You want to pay a little more taxes so that the VA can hire people that are actually qualified? You want to pay a little more in taxes so that schools have teachers? The rich won’t and they don’t have to because they bought all the government and an entire Supreme Court and everything else they needed to stop paying taxes. Corporations won’t. You have a dollar in your pocket? That’s more than Exxon-Mobil or Bank of America or a hundred other corporations paid in American taxes last year. Stock market up today? Any more jobs or just more money in a couple pockets?

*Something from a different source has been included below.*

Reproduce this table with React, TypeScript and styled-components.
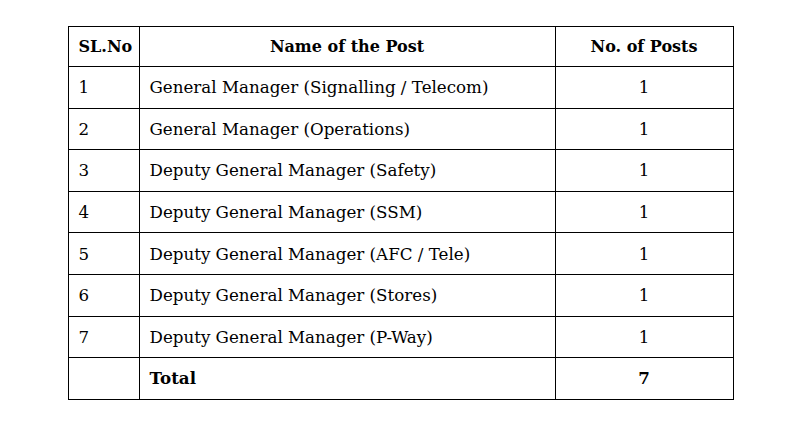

You want to talk about the heroes over there in those dusty damn countries you can’t find on a map? You want to talk about how they’re “defending our freedoms” and such crap? At what point in your mind do they stop being heroes and become just that guy standing on the street corner with the vacant stare and the handwritten sign that says “Iraqi Vet. Can you help?” Where is that sudden drop off in pride and patriotism and compassion? Does it make a sound or is it a silent closing of the door on them in your mind?
I know that if you’re reading this you’re probably already aware of all of this and I’m screaming at the choir. For that I apologize. I know that the people who need to ask themselves these questions never will ask them because it would be uncomfortable and the answers would make them think that maybe, just maybe, it’s their fault for refusing to see the world as it is and not as they’re told it is and want so desperately to believe it is. I know that. But I’m not happier knowing that.